I need more studio space. Who doesn’t? Problem is, I have a fair amount of studio space but it’s full of stuff that I’m not using right now. I took some time on Thursday to attack my space with a virtual crowbar and sort out what I was actually going to use and what I needed blah blah blah.
I started in the sewing room. It is stacked to the ceiling in three different places with bins and shelves of fiber; flat fold, and sliced to knit. I am planning a weaving binge to clear the sliced fiber; I may use some of the flat fold as flowers.
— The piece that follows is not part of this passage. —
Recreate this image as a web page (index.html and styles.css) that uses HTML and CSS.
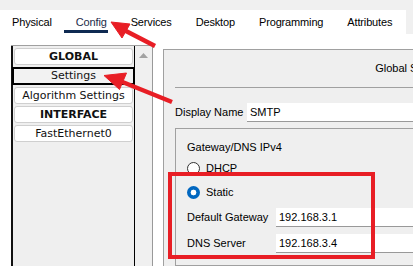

I bagged up a lot of fiber that I will probably never weave and posted it “free to a good home.” I dropped another stack of yardage that I don’t like and won’t weave into the thrift shop donation bag.
That effort cleared three cubic feet of shelf space and uncovered 10 yards of fabric that will make great spring flowers. I had completely forgotten ever stashing those pieces, but I recognized them once they saw the light of day.
Then I went into the room I call my Studio and started reorganizing and cleaning and reorganizing and cleaning and after a while I realized that if I simply got rid of one tub of old beginner rugs, I actually could use the room the way I needed to. That is, there are places to put four tubs of rugs I want to sell, but it was the 5th one in the middle of the floor that prevented me from moving around the room easily. I loaded the tub into the truck and brought it to my husband’s house where we carried it up to the attic.
On the way to the attic he said, “Hon, could you give this stuff away or sell it?” And I looked at him and I said, “let’s just get it gone.” Out of sight, out of the way; perhaps for the time being and perhaps for longer.
I know that stashing stuff in the attic is not the long-term best answer to hoarding textiles and clutter. However, I also know that I simply have to get the stuff gone right now, and I can’t (bring myself to) throw it away.
Up to the attic it goes. Maybe I’ll remember it, and maybe I’ll deal with it, and maybe one day we’ll finish off that space for the studio I’d love to have up there, but that’s not going to happen today.
Today, I need work space. I need a place to arrange the flowers and and store arrangements and bouquets that’s safe and spacious and not falling over all the time. I need that room empty. I don’t need to look at a bin of rugs until I get around to photographing them and putting them on the web to sell, or even thinking who could use them and then shipping the rugs to that person.
My history tells me that eventually I will let go of those rugs. I did take some of them out and I’m using them in the house. The very first rugs I wove are in the tropical room protecting my feet from the tile floor. I draped two others across the bed where I could see them and let them inspire me to some other new work.
Maybe I’ll remember the others and maybe I’ll go get them someday and maybe they’ll burn in a house fire. I don’t know. What I do know is that I kicked the problem forward and made space to make new art today, and didn’t get too tied up in trying to salvage stuff that may be history.